-- Start Data provided --
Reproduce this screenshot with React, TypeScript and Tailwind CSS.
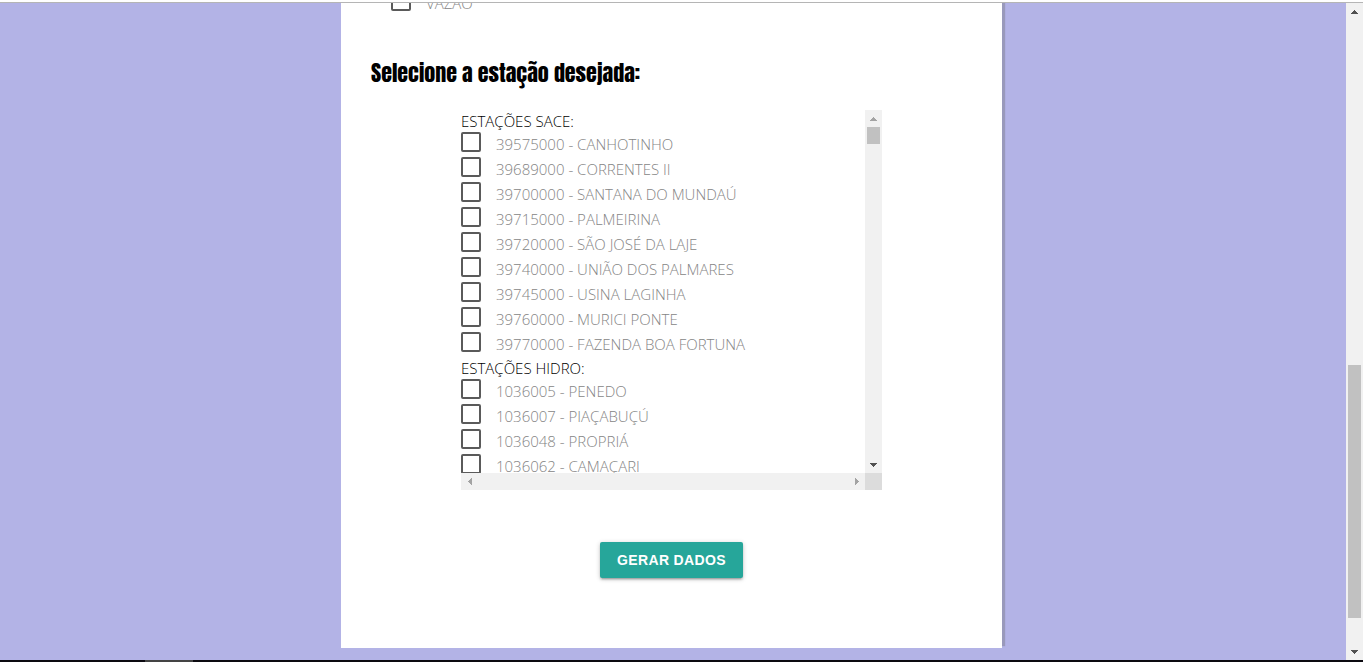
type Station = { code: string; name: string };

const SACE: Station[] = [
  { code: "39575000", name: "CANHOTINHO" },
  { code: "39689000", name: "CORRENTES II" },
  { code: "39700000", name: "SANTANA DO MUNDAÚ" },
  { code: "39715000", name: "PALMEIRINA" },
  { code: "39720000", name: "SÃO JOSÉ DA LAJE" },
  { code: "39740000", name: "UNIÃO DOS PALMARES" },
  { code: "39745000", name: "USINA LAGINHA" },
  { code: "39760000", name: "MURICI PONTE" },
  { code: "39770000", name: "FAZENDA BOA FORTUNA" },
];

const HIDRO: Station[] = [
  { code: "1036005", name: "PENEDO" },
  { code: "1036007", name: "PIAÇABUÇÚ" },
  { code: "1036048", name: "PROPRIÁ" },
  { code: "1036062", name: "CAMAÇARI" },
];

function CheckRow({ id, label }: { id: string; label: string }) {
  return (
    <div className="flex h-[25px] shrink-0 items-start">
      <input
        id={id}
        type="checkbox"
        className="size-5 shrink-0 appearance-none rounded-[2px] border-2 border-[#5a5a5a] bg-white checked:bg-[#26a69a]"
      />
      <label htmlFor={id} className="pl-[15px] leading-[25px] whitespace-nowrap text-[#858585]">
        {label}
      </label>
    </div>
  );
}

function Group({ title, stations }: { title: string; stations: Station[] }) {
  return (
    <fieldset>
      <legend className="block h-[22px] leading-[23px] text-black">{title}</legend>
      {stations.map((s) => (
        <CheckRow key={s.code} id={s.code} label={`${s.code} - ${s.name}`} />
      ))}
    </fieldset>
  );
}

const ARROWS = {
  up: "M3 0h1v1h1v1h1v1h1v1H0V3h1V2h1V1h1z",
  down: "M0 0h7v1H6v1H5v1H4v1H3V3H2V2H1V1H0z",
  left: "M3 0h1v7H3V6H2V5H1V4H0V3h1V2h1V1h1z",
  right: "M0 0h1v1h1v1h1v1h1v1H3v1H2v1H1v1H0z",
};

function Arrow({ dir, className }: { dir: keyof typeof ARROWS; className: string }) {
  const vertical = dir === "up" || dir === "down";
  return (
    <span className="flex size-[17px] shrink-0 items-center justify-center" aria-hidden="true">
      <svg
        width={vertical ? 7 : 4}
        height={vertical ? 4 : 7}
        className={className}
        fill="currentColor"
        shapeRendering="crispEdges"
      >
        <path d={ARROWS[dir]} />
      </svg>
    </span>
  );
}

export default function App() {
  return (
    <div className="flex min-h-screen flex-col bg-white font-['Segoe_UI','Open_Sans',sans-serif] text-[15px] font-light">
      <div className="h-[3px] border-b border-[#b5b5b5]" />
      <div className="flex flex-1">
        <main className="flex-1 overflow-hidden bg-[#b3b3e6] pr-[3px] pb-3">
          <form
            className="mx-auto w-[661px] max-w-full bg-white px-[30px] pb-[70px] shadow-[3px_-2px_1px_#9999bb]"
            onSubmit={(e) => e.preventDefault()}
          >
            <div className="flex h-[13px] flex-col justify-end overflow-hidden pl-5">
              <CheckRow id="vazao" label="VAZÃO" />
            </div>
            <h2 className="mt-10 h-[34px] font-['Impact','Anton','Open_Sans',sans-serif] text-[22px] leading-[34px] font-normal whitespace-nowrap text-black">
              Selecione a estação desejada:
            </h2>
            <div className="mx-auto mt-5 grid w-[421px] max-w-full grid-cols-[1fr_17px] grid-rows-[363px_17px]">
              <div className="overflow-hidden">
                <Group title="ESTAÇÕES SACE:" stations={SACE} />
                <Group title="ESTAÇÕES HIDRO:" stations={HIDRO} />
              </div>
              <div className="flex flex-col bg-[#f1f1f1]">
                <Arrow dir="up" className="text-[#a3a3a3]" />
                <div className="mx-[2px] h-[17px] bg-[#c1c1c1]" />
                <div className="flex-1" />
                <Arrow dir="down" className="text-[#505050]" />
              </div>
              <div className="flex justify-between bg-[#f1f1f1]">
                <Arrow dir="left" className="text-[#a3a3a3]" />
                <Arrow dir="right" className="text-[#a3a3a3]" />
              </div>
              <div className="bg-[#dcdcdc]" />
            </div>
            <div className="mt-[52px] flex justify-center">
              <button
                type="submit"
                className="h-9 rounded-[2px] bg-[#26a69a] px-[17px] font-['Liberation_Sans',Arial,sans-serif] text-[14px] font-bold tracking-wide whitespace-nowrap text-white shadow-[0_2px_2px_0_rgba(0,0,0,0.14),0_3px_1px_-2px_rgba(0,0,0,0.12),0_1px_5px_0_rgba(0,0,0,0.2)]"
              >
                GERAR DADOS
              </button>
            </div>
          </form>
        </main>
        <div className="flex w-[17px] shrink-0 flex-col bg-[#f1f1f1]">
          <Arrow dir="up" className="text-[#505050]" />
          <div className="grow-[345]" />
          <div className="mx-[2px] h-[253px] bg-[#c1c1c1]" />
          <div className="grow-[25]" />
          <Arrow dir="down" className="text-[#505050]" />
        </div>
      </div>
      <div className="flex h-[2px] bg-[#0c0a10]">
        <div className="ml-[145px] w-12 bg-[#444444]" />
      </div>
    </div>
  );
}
-- End Data provided --
Direction |
Reproduce only the lines from the beginning of the data through the line that contains "string; name: string", both included, and please drop the pictures.

Reply |
Reproduce this screenshot with React, TypeScript and Tailwind CSS.
type Station = { code: string; name: string };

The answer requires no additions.